• Objective: Transcribe the listing verbatim. Do not carry over any pictures.

• Data shown:
^^^^^^^^

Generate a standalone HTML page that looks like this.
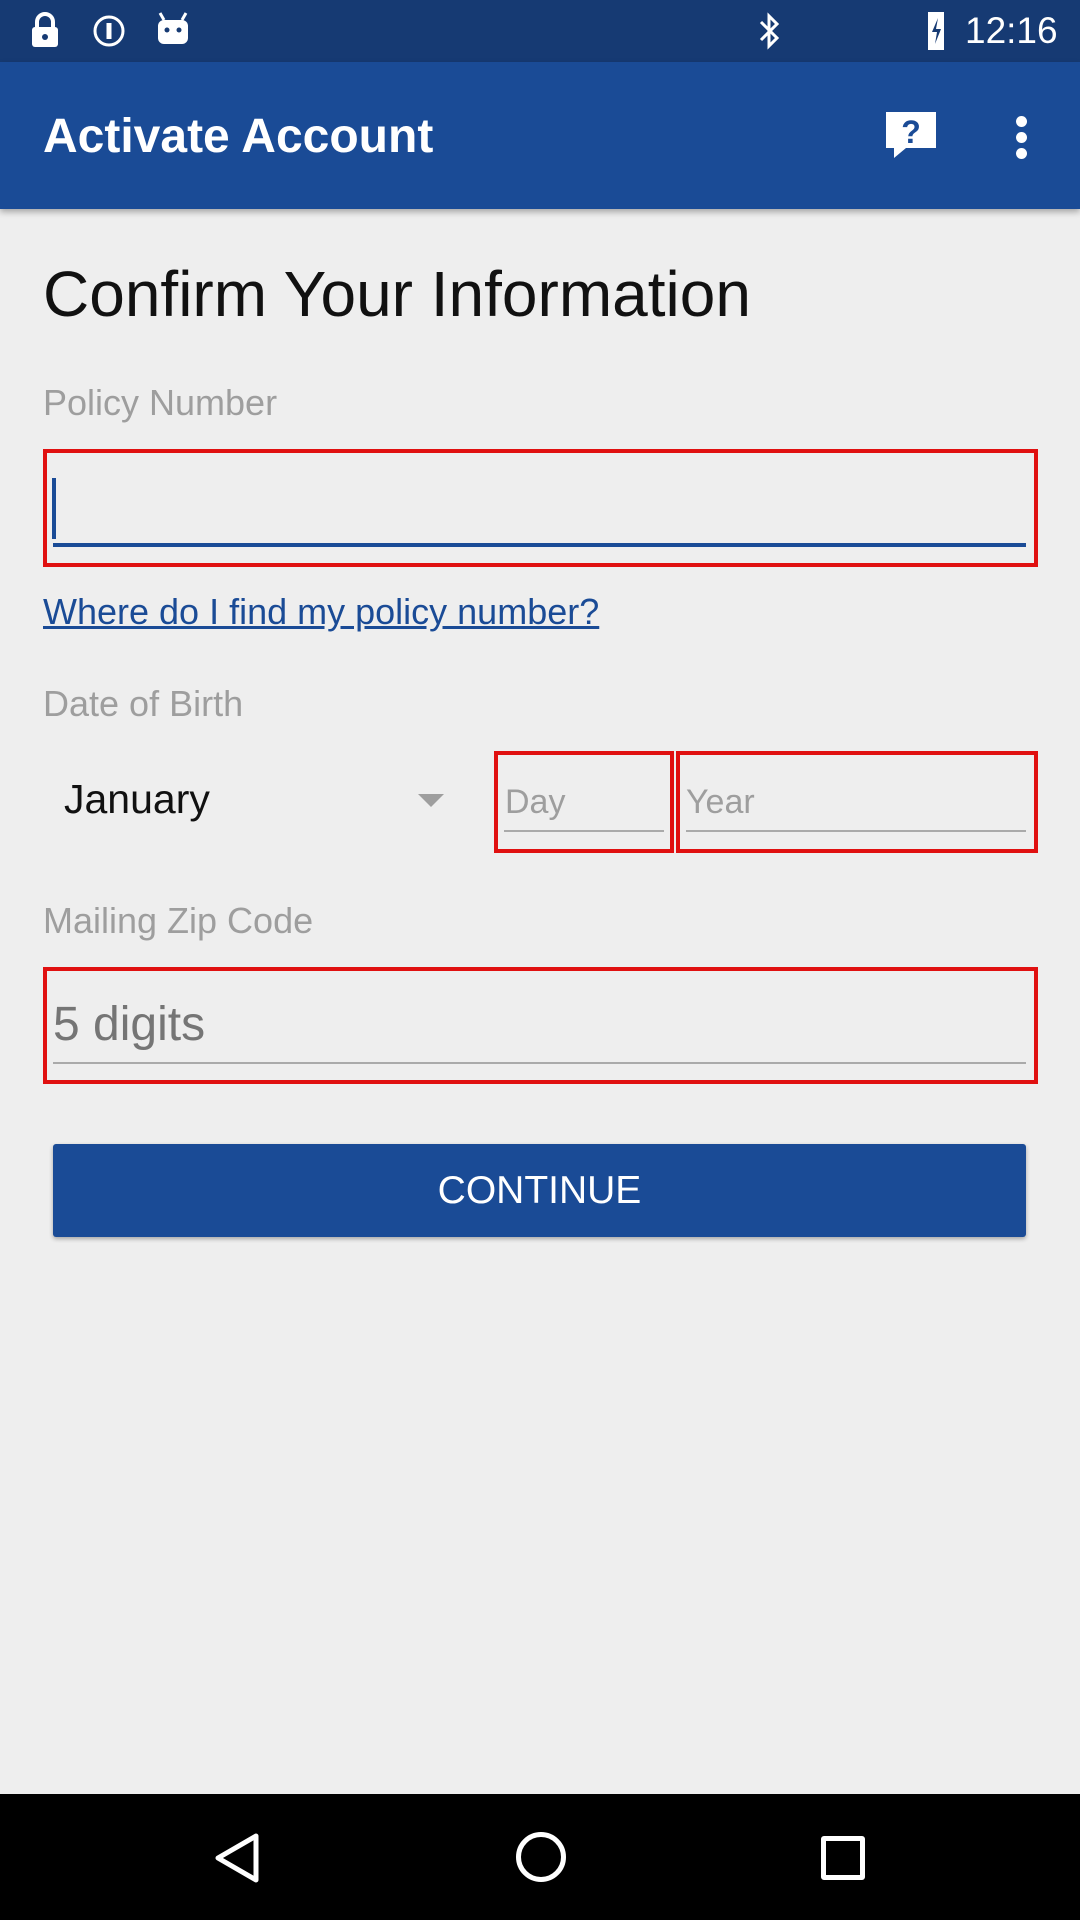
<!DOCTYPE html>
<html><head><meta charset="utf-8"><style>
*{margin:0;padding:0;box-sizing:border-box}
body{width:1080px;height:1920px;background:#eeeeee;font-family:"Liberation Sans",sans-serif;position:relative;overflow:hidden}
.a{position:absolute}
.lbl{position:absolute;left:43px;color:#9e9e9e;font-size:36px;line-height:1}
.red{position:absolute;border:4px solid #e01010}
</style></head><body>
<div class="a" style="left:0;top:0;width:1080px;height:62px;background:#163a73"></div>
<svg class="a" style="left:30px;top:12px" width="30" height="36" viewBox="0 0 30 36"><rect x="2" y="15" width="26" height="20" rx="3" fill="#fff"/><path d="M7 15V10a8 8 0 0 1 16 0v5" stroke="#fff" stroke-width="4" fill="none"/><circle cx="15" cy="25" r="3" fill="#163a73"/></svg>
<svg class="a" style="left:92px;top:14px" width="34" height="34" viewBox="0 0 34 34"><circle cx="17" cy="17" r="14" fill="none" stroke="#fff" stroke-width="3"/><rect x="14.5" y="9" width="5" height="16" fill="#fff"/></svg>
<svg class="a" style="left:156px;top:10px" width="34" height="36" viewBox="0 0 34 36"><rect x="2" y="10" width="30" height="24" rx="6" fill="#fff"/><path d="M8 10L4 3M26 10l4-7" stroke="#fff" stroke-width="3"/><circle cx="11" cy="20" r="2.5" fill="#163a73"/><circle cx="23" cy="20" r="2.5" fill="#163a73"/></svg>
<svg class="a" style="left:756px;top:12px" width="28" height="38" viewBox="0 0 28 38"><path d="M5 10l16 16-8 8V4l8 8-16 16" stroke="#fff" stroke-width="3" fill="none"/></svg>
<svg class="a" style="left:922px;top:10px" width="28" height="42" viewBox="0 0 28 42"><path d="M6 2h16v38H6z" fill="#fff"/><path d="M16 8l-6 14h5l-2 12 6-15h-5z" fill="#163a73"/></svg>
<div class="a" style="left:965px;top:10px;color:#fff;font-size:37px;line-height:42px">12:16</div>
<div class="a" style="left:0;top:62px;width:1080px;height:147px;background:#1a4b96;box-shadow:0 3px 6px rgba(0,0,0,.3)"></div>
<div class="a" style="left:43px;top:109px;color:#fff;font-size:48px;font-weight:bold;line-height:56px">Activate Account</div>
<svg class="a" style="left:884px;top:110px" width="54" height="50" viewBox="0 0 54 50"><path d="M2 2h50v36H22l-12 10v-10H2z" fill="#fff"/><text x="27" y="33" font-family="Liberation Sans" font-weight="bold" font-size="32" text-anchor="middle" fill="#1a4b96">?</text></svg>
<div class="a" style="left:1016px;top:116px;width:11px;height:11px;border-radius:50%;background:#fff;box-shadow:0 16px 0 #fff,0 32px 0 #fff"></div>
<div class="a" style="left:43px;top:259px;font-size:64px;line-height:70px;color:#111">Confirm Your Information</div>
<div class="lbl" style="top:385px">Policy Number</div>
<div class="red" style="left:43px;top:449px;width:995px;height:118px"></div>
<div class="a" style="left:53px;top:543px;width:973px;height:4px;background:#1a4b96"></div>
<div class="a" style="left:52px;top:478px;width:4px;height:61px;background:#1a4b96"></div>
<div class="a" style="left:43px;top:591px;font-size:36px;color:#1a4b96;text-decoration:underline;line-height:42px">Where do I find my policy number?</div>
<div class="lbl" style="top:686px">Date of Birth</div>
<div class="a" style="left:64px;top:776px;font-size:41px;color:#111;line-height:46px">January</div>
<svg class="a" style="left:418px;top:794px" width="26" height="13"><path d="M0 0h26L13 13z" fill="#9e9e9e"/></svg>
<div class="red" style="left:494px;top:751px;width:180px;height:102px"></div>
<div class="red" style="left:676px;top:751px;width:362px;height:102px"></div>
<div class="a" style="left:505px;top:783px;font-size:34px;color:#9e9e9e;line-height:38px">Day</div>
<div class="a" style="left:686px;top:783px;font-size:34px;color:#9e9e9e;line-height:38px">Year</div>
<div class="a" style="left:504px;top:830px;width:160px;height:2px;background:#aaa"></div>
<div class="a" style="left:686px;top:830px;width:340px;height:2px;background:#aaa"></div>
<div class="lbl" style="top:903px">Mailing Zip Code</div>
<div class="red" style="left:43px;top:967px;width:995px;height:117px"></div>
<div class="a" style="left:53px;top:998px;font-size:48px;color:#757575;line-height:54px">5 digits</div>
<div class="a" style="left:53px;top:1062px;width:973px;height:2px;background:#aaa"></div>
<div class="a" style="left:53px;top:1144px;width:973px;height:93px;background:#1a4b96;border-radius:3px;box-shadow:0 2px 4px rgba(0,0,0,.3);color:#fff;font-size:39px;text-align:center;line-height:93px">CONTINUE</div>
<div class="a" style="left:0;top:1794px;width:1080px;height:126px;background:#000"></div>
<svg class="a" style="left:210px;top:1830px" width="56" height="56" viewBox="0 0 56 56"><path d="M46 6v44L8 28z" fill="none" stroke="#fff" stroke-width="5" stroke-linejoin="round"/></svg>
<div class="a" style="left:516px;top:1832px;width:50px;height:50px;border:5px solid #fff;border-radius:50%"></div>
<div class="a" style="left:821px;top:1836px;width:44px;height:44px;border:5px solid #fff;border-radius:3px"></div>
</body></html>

^^^^^^^^

• Answer for the task:
Generate a standalone HTML page that looks like this.
<!DOCTYPE html>
<html><head><meta charset="utf-8"><style>
*{margin:0;padding:0;box-sizing:border-box}
body{width:1080px;height:1920px;background:#eeeeee;font-family:"Liberation Sans",sans-serif;position:relative;overflow:hidden}
.a{position:absolute}
.lbl{position:absolute;left:43px;color:#9e9e9e;font-size:36px;line-height:1}
.red{position:absolute;border:4px solid #e01010}
</style></head><body>
<div class="a" style="left:0;top:0;width:1080px;height:62px;background:#163a73"></div>
<svg class="a" style="left:30px;top:12px" width="30" height="36" viewBox="0 0 30 36"><rect x="2" y="15" width="26" height="20" rx="3" fill="#fff"/><path d="M7 15V10a8 8 0 0 1 16 0v5" stroke="#fff" stroke-width="4" fill="none"/><circle cx="15" cy="25" r="3" fill="#163a73"/></svg>
<svg class="a" style="left:92px;top:14px" width="34" height="34" viewBox="0 0 34 34"><circle cx="17" cy="17" r="14" fill="none" stroke="#fff" stroke-width="3"/><rect x="14.5" y="9" width="5" height="16" fill="#fff"/></svg>
<svg class="a" style="left:156px;top:10px" width="34" height="36" viewBox="0 0 34 36"><rect x="2" y="10" width="30" height="24" rx="6" fill="#fff"/><path d="M8 10L4 3M26 10l4-7" stroke="#fff" stroke-width="3"/><circle cx="11" cy="20" r="2.5" fill="#163a73"/><circle cx="23" cy="20" r="2.5" fill="#163a73"/></svg>
<svg class="a" style="left:756px;top:12px" width="28" height="38" viewBox="0 0 28 38"><path d="M5 10l16 16-8 8V4l8 8-16 16" stroke="#fff" stroke-width="3" fill="none"/></svg>
<svg class="a" style="left:922px;top:10px" width="28" height="42" viewBox="0 0 28 42"><path d="M6 2h16v38H6z" fill="#fff"/><path d="M16 8l-6 14h5l-2 12 6-15h-5z" fill="#163a73"/></svg>
<div class="a" style="left:965px;top:10px;color:#fff;font-size:37px;line-height:42px">12:16</div>
<div class="a" style="left:0;top:62px;width:1080px;height:147px;background:#1a4b96;box-shadow:0 3px 6px rgba(0,0,0,.3)"></div>
<div class="a" style="left:43px;top:109px;color:#fff;font-size:48px;font-weight:bold;line-height:56px">Activate Account</div>
<svg class="a" style="left:884px;top:110px" width="54" height="50" viewBox="0 0 54 50"><path d="M2 2h50v36H22l-12 10v-10H2z" fill="#fff"/><text x="27" y="33" font-family="Liberation Sans" font-weight="bold" font-size="32" text-anchor="middle" fill="#1a4b96">?</text></svg>
<div class="a" style="left:1016px;top:116px;width:11px;height:11px;border-radius:50%;background:#fff;box-shadow:0 16px 0 #fff,0 32px 0 #fff"></div>
<div class="a" style="left:43px;top:259px;font-size:64px;line-height:70px;color:#111">Confirm Your Information</div>
<div class="lbl" style="top:385px">Policy Number</div>
<div class="red" style="left:43px;top:449px;width:995px;height:118px"></div>
<div class="a" style="left:53px;top:543px;width:973px;height:4px;background:#1a4b96"></div>
<div class="a" style="left:52px;top:478px;width:4px;height:61px;background:#1a4b96"></div>
<div class="a" style="left:43px;top:591px;font-size:36px;color:#1a4b96;text-decoration:underline;line-height:42px">Where do I find my policy number?</div>
<div class="lbl" style="top:686px">Date of Birth</div>
<div class="a" style="left:64px;top:776px;font-size:41px;color:#111;line-height:46px">January</div>
<svg class="a" style="left:418px;top:794px" width="26" height="13"><path d="M0 0h26L13 13z" fill="#9e9e9e"/></svg>
<div class="red" style="left:494px;top:751px;width:180px;height:102px"></div>
<div class="red" style="left:676px;top:751px;width:362px;height:102px"></div>
<div class="a" style="left:505px;top:783px;font-size:34px;color:#9e9e9e;line-height:38px">Day</div>
<div class="a" style="left:686px;top:783px;font-size:34px;color:#9e9e9e;line-height:38px">Year</div>
<div class="a" style="left:504px;top:830px;width:160px;height:2px;background:#aaa"></div>
<div class="a" style="left:686px;top:830px;width:340px;height:2px;background:#aaa"></div>
<div class="lbl" style="top:903px">Mailing Zip Code</div>
<div class="red" style="left:43px;top:967px;width:995px;height:117px"></div>
<div class="a" style="left:53px;top:998px;font-size:48px;color:#757575;line-height:54px">5 digits</div>
<div class="a" style="left:53px;top:1062px;width:973px;height:2px;background:#aaa"></div>
<div class="a" style="left:53px;top:1144px;width:973px;height:93px;background:#1a4b96;border-radius:3px;box-shadow:0 2px 4px rgba(0,0,0,.3);color:#fff;font-size:39px;text-align:center;line-height:93px">CONTINUE</div>
<div class="a" style="left:0;top:1794px;width:1080px;height:126px;background:#000"></div>
<svg class="a" style="left:210px;top:1830px" width="56" height="56" viewBox="0 0 56 56"><path d="M46 6v44L8 28z" fill="none" stroke="#fff" stroke-width="5" stroke-linejoin="round"/></svg>
<div class="a" style="left:516px;top:1832px;width:50px;height:50px;border:5px solid #fff;border-radius:50%"></div>
<div class="a" style="left:821px;top:1836px;width:44px;height:44px;border:5px solid #fff;border-radius:3px"></div>
</body></html>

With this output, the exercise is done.